**RECORD SET**
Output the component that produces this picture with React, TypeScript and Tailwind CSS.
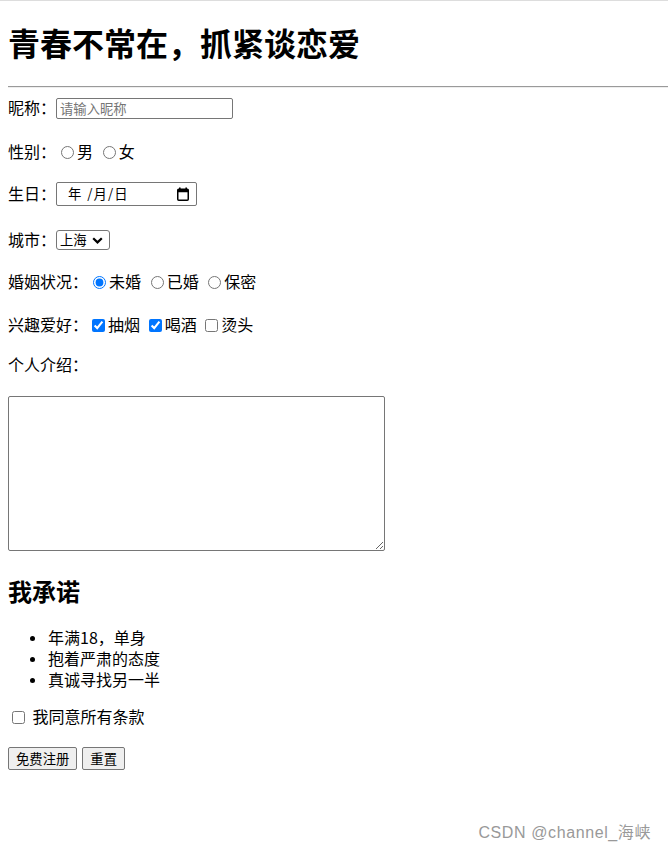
import React from "react";

function Radio({ name, checked, first }: { name: string; checked?: boolean; first?: boolean }) {
  return (
    <input
      type="radio"
      name={name}
      defaultChecked={checked}
      className={
        first
          ? "m-0 ml-[5px] mr-[3px] h-[13px] w-[13px] shrink-0"
          : "m-0 ml-[9.6px] mr-[3px] h-[13px] w-[13px] shrink-0"
      }
    />
  );
}

function Check({ checked, first }: { checked?: boolean; first?: boolean }) {
  return (
    <input
      type="checkbox"
      defaultChecked={checked}
      className={
        first
          ? "m-0 ml-[4px] mr-[3px] h-[13px] w-[13px] shrink-0"
          : "m-0 ml-[8.6px] mr-[3px] h-[13px] w-[13px] shrink-0"
      }
    />
  );
}

function T({ children }: { children: React.ReactNode }) {
  return <span className="pb-[3px]">{children}</span>;
}

function CalendarIcon() {
  return (
    <svg width="12" height="14" viewBox="0 0 12 14" className="shrink-0">
      <rect x="2" y="0.5" width="1.6" height="2.5" fill="#000" />
      <rect x="8.4" y="0.5" width="1.6" height="2.5" fill="#000" />
      <rect x="0.75" y="2.25" width="10.5" height="11" rx="1" fill="none" stroke="#000" strokeWidth="1.5" />
      <rect x="0.75" y="2.25" width="10.5" height="3" fill="#000" />
    </svg>
  );
}

function Chevron() {
  return (
    <svg width="11" height="7" viewBox="0 0 11 7" className="ml-[5px] shrink-0">
      <path d="M1.2 1.2 L5.5 5.4 L9.8 1.2" fill="none" stroke="#000" strokeWidth="2.2" />
    </svg>
  );
}

export default function App() {
  return (
    <div className="relative min-h-[855px] bg-white text-black text-[16px] font-['Noto_Sans_CJK_SC',sans-serif]">
      <div className="h-px bg-[#dddddd]" />
      <div className="pl-2">
        <h1 className="mt-[20px] h-[43px] text-[32px] font-bold leading-[43px]">青春不常在，抓紧谈恋爱</h1>
        <div className="mt-[22px] border-t border-b border-t-[#9a9a9a] border-b-[#eeeeee]" />

        <div className="mt-[9px] flex h-[22px] items-center leading-[22px]">
          <T>昵称：</T>
          <input
            type="text"
            placeholder="请输入昵称"
            className="h-[21px] w-[177px] rounded-[2px] border border-[#767676] pl-[3px] text-[13.33px] leading-[17px] outline-none placeholder:text-[#757575]"
          />
        </div>

        <div className="mt-[22px] flex h-[23px] items-center leading-[22px]">
          <T>性别：</T>
          <Radio name="sex" first />
          <T>男</T>
          <Radio name="sex" />
          <T>女</T>
        </div>

        <div className="mt-[18px] flex h-[24px] items-center leading-[22px]">
          <T>生日：</T>
          <div className="flex h-[24px] w-[141px] items-center rounded-[2px] border border-[#767676] pl-[11px] pr-[7px] text-[13.33px] leading-[18px]">
            <span>年</span>
            <span className="ml-[6px]">/</span>
            <span className="ml-[1px]">月</span>
            <span className="ml-[1px]">/</span>
            <span className="ml-[1px]">日</span>
            <span className="ml-auto flex">
              <CalendarIcon />
            </span>
          </div>
        </div>

        <div className="mt-[23px] flex h-[22px] items-center leading-[22px]">
          <T>城市：</T>
          <div className="flex h-[20px] w-[54px] items-center rounded-[3px] border border-[#767676] pl-[3px] text-[13.33px] leading-[18px]">
            <span>上海</span>
            <Chevron />
          </div>
        </div>

        <div className="mt-[20px] flex h-[22px] items-center leading-[22px]">
          <T>婚姻状况：</T>
          <Radio name="marry" checked first />
          <T>未婚</T>
          <Radio name="marry" />
          <T>已婚</T>
          <Radio name="marry" />
          <T>保密</T>
        </div>

        <div className="mt-[21px] flex h-[22px] items-center leading-[22px]">
          <T>兴趣爱好：</T>
          <Check checked first />
          <T>抽烟</T>
          <Check checked />
          <T>喝酒</T>
          <Check />
          <T>烫头</T>
        </div>

        <div className="mt-[18px] flex h-[22px] items-center leading-[22px]">
          <T>个人介绍：</T>
        </div>

        <textarea className="mt-[20px] block h-[155px] w-[377px] rounded-[2px] border border-[#767676] outline-none" />

        <h2 className="mt-[24px] h-[32px] text-[24px] font-bold leading-[32px]">我承诺</h2>

        <ul className="mt-[21px]">
          {["年满18，单身", "抱着严肃的态度", "真诚寻找另一半"].map((t) => (
            <li key={t} className="flex h-[21px] items-center leading-[21px]">
              <span className="mb-[1px] ml-[22px] mr-[13px] h-[5px] w-[5px] rounded-full bg-black" />
              <T>{t}</T>
            </li>
          ))}
        </ul>

        <div className="mt-[15px] flex h-[22px] items-center leading-[22px]">
          <input type="checkbox" className="m-0 ml-[4px] mr-[7.6px] h-[13px] w-[13px]" />
          <T>我同意所有条款</T>
        </div>

        <div className="mt-[19px] flex items-center">
          <button className="h-[23px] rounded-[2px] border border-[#767676] bg-[#efefef] px-[7px] text-[13.33px] leading-[18px]">
            免费注册
          </button>
          <button className="ml-[5px] h-[23px] rounded-[2px] border border-[#767676] bg-[#efefef] px-[7px] text-[13.33px] leading-[18px]">
            重置
          </button>
        </div>
      </div>

      <div className="absolute bottom-[12px] right-[17px] text-[16px] leading-[20px] tracking-[0.6px] text-[#999999] font-['Liberation_Sans','Noto_Sans_CJK_SC',sans-serif]">
        CSDN @channel_海峡
      </div>
    </div>
  );
}
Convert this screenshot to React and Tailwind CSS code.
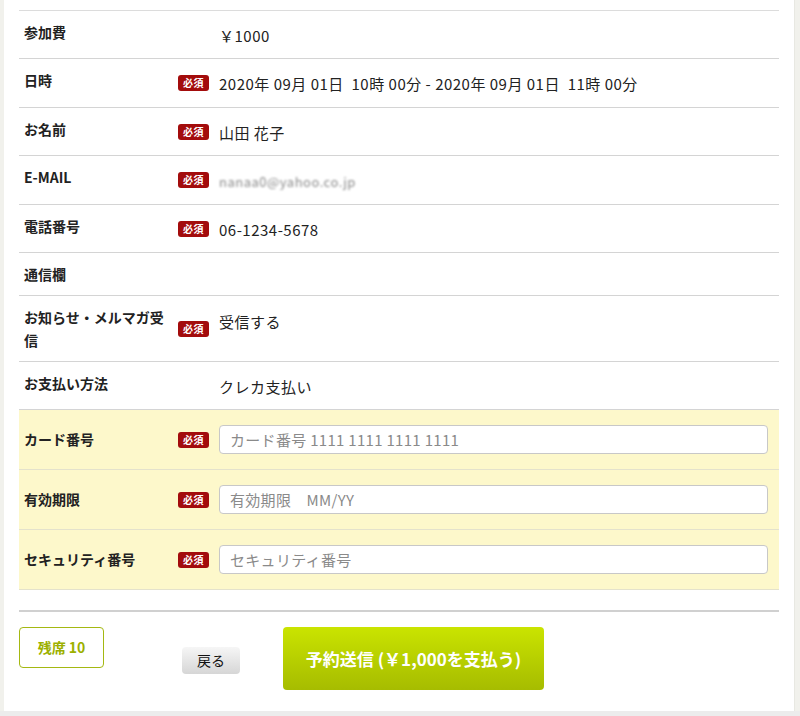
import React from "react";

const font = { fontFamily: '"Noto Sans CJK JP", "Noto Sans", sans-serif' };

function Badge() {
  return (
    <span className="inline-flex items-center justify-center w-[31px] h-[16px] rounded-[3px] bg-[#a30c0c] text-white text-[10px] font-bold leading-none tracking-[0.5px]">
      必須
    </span>
  );
}

function Row({ label, required, children, yellow, valuePad = "pt-[13px] pb-[11px]" }) {
  return (
    <div className={`flex border-b ${yellow ? "bg-[#fdf8cb] border-[#e4e2cc]" : "border-[#d4d4d4]"}`}>
      <div className={`w-[151px] shrink-0 pl-[5px] pr-[4px] text-[14px] font-bold leading-[23px] text-[#222] ${yellow ? "self-center" : "pt-[10px] pb-[9px]"}`}>
        {label}
      </div>
      <div className="w-[43px] shrink-0 flex items-center pl-[8px]">{required && <Badge />}</div>
      <div className={`flex-1 pl-[6px] pr-[11px] ${yellow ? "py-[15px] flex items-center" : valuePad} text-[15px] leading-[23px] tracking-[0.5px] text-[#222]`}>
        {children}
      </div>
    </div>
  );
}

function Input({ placeholder }) {
  return (
    <input
      className="w-full h-[29px] border border-[#c8c8c8] rounded-[4px] bg-white px-[10px] text-[15px] tracking-[0.3px] placeholder:text-[#8a8a8a] outline-none"
      placeholder={placeholder}
      style={font}
    />
  );
}

export default function App() {
  return (
    <div className="w-[800px] h-[716px] flex flex-col bg-[#f1f1ec] overflow-hidden" style={font}>
      <div className="flex-1 ml-[4px] mr-[5px] bg-white px-[15px] pt-[10px] border-r border-[#e8e8e2]">
        <div className="border-t border-[#dcdcdc]">
          <Row label="参加費">￥1000</Row>
          <Row label="日時" required valuePad="pt-[13px] pb-[12px]">
            2020年 09月 01日&nbsp;&nbsp;10時 00分 - 2020年 09月 01日&nbsp;&nbsp;11時 00分
          </Row>
          <Row label="お名前" required>山田 花子</Row>
          <Row label="E-MAIL" required>
            <span className="text-[#8a8a8a] blur-[1.2px] text-[13px] tracking-[0.5px]">nanaa0@yahoo.co.jp</span>
          </Row>
          <Row label="電話番号" required>06-1234-5678</Row>
          <Row label="通信欄" valuePad="py-0"></Row>
          <Row label={<>お知らせ・メルマガ受<br />信</>} required valuePad="pt-[14px]">
            受信する
          </Row>
          <Row label="お支払い方法">クレカ支払い</Row>
          <Row label="カード番号" required yellow>
            <Input placeholder="カード番号 1111 1111 1111 1111" />
          </Row>
          <Row label="有効期限" required yellow>
            <Input placeholder="有効期限　MM/YY" />
          </Row>
          <Row label="セキュリティ番号" required yellow>
            <Input placeholder="セキュリティ番号" />
          </Row>
        </div>
        <div className="mt-[20px] border-t-2 border-[#d0d0d0]"></div>
        <div className="flex items-start pt-[15px]">
          <div className="w-[85px] h-[41px] flex items-center justify-center border border-[#a4b812] rounded-[4px] text-[#9cb000] text-[14px] font-bold">
            残席 10
          </div>
          <button className="ml-[78px] mt-[20px] w-[58px] h-[27px] rounded-[4px] bg-gradient-to-b from-[#f6f6f6] to-[#d6d6d6] text-[14px] text-[#111] flex items-center justify-center">
            戻る
          </button>
          <button className="ml-[43px] w-[261px] h-[63px] rounded-[4px] bg-gradient-to-b from-[#cae400] to-[#a6bc00] text-white text-[17px] font-bold flex items-center justify-center">
            予約送信 (￥1,000を支払う)
          </button>
        </div>
      </div>
      <div className="h-[5px] bg-[#ececec]"></div>
    </div>
  );
}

**WHAT IS NEEDED**
Count every line above that holds the string "React" and give the total, nothing more.

**COMPLETE RESPONSE**
5